Online communities are a boon to marketers seeking qualitative research data to guide their increasingly customer-focused strategies. They are cost-efficient, accessible and effective forums in which marketers and market researchers can connect with hundreds or thousands of consumers at the click of a mouse”but they’re not without their issues. The dubious quality and integrity of respondents is an oft-discussed snag and once an online sample’s quality is assured, marketers often face yet another hurdle: determining the appropriate size of an online community to fit their research needs.
Some call it a “hot potato,” while others say it’s a “religious war.” The debate over which online community size is most appropriate for qualitative research has turned into a contested battle. “I view this whole thing as very religious right now, big
versus small,” says Brad Bortner, a principal analyst at Cambridge, Mass.-based Forrester Research Inc. Vendors and researchers take sides based on “what they’ve done,” he says, and marketers find themselves in a muddle, trying to decide which size best fits their research needs.

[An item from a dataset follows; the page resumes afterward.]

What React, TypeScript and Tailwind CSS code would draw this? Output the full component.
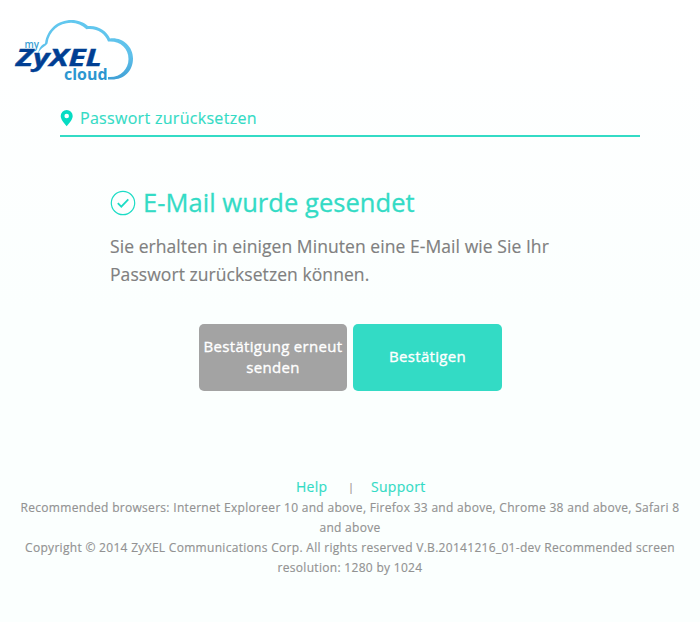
import React from "react";

function Logo() {
  return (
    <svg width="140" height="90" viewBox="0 0 140 90" className="block" aria-label="my ZyXEL cloud">
      <defs>
        <linearGradient id="cloud" x1="0" y1="0" x2="0" y2="1">
          <stop offset="0" stopColor="#62c8ef" />
          <stop offset="0.6" stopColor="#5ec0ea" />
          <stop offset="1" stopColor="#3fa0d6" />
        </linearGradient>
      </defs>
      <path
        fill="url(#cloud)"
        d="M37.5 54 C39 50 40 45 45 43.5 C47 29 58 20 71.5 20 C78 20 84 22.5 88 26 C98 25 107 31 110 38.5 C122 37 133 46 133 58.5 C133 71 124 79.500 112 79.500 L108 79.500 L108 77 C120 78 128.500 69.500 128.500 59 C128.500 48 120 40.500 108 41.500 C105 33.500 97 28 86.500 29.300 C82 25 77 22.800 71 22.800 C59 22.800 49 31 47.500 43.500 C46 46 42 46.500 37.5 54 Z"
      />
      <text x="24.500" y="48" textLength="14.500" lengthAdjust="spacingAndGlyphs" fontFamily="Open Sans, sans-serif" fontWeight="600" fontSize="10.500" letterSpacing="0" fill="#3a9fd5">my</text>
      <text x="16" y="66" textLength="86" lengthAdjust="spacingAndGlyphs" fontFamily="Open Sans, sans-serif" fontWeight="700" fontStyle="italic" fontSize="23" letterSpacing="0" fill="#003f93" stroke="#003f93" strokeWidth="0.4">ZyXEL</text>
      <text x="64" y="79.500" textLength="43.500" lengthAdjust="spacingAndGlyphs" fontFamily="Open Sans, sans-serif" fontWeight="700" fontSize="15.500" letterSpacing="0" fill="#2c96d0">cloud</text>
    </svg>
  );
}

export default function App() {
  return (
    <div className="flex h-[622px] w-[700px] flex-col overflow-hidden bg-linear-to-b from-white via-[#fbfffe] to-[#fbfffe] font-['Open_Sans',sans-serif] tracking-[0.3px] [-webkit-text-stroke-width:0.15px]">
      <header className="h-[90px]">
        <Logo />
      </header>
      <main className="flex flex-col">
        <div className="mx-[60px] mt-[14px] flex h-[33px] items-center border-b-2 border-[#33dbc5] pb-[3px]">
          <svg width="13" height="17" viewBox="0 0 13 17" className="mr-[7px] shrink-0">
            <path fillRule="evenodd" fill="#05dcc3" d="M6.700 0 A6 6 0 0 0 0.700 6 C0.700 9.500 4 13 6.700 16.300 C9.400 13 12.700 9.500 12.700 6 A6 6 0 0 0 6.700 0 Z M6.700 3.700 A2.300 2.300 0 1 1 6.700 8.300 A2.300 2.300 0 1 1 6.700 3.700 Z" />
          </svg>
          <span className="whitespace-nowrap text-[16px] leading-[24px] text-[#33dbc5]">Passwort zurücksetzen</span>
        </div>
        <section className="ml-[110px] mt-[46px]">
          <div className="flex h-10 items-center">
            <svg width="26" height="26" viewBox="0 0 26 26" fill="none" className="mr-[7px] shrink-0">
              <circle cx="13" cy="13" r="11.700" stroke="#1bdcc5" strokeWidth="1.200" />
              <path d="M7.800 13.200 L11.300 16.700 L18.300 9.300" stroke="#1bdcc5" strokeWidth="1.800" />
            </svg>
            <h1 className="whitespace-nowrap text-[25.500px] leading-[38px] pb-0.5 tracking-[0.05px] text-[#33dbc5] [-webkit-text-stroke-width:0.3px]">E-Mail wurde gesendet</h1>
          </div>
          <p className="mt-[9px] whitespace-nowrap text-[17.500px] leading-7 tracking-[0.065px] text-[#808080]">
            Sie erhalten in einigen Minuten eine E-Mail wie Sie Ihr
            <br />
            Passwort zurücksetzen können.
          </p>
        </section>
        <div className="ml-[199px] mt-[36px] flex gap-[6px] text-[15px] leading-[21px] text-white [-webkit-text-stroke-width:0.35px]">
          <button className="h-[67px] w-[148px] whitespace-nowrap rounded-[5px] bg-[#a3a3a3] pb-0.5">
            Bestätigung erneut
            <br />
            senden
          </button>
          <button className="h-[67px] w-[149px] rounded-[5px] bg-[#33dbc5] pb-0.5">Bestätigen</button>
        </div>
      </main>
      <footer className="mt-[86px] text-center text-[12px] leading-5 text-[#929292]">
        <div className="ml-[296px] flex h-[21px] items-center pb-px text-[14px] text-[#33dbc5]">
          <a className="w-[52px] text-left">Help</a>
          <span className="w-[23px] text-left text-[11px] text-[#a08f93]">|</span>
          <a>Support</a>
        </div>
        <p className="whitespace-nowrap">
          Recommended browsers: Internet Exploreer 10 and above, Firefox 33 and above, Chrome 38 and above, Safari 8
          <br />
          and above
        </p>
        <p className="whitespace-nowrap">
          Copyright © 2014 ZyXEL Communications Corp. All rights reserved V.B.20141216_01-dev Recommended screen
          <br />
          resolution: 1280 by 1024
        </p>
      </footer>
    </div>
  );
}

Smaller online communities, with just a few hundred members, can be more manageable than larger communities and can give their members a sense of exclusivity and privilege, which might encourage them to contribute more detailed feedback on customer service issues or new product ideas, for example. But smaller groups also might not give marketers enough fresh insight. Meanwhile, online communities with thousands of participants can help market researchers reach a highly segmented consumer base or unearth some insightful hidden gems to help guide marketers’ decisions on product development or innovation. But they might also lead to a wasted investment on inactive or unhelpful respondents who stand by as others contribute to the conversation.
The goal of qualitative research, of course, is to gather feedback and ideas from consumers that can help direct your marketing decisions, rather than support them.
There is no optimal solution, no one-size-fits-all approach, so roll up your sleeves and do your homework before you try a few online communities on for size.
Online community provider Communispace Corp., based in Watertown, Mass., has managed more than 300 private online communities for b-to-b and b-to-c clients including AARP, Frito-Lay, Hewlett-Packard and Reebok. Most of those communities top out at around 400 members. Not surprisingly, the company encourages clients that the size of a community does matter”and smaller is often better.
“This is such a hot potato and, obviously, I’m biased because of where I work,” says Manila Austin, Communispace’s director of research, but she and her colleagues argue that smaller online communities allow consumers to foster relationships with their peers and with the sponsoring corporations, thus engendering deeper, more insightful qualitative feedback. Participants feel like the chosen ones, speaking on behalf of their fellow consumers in a venue in which their voices are not only heard but respected.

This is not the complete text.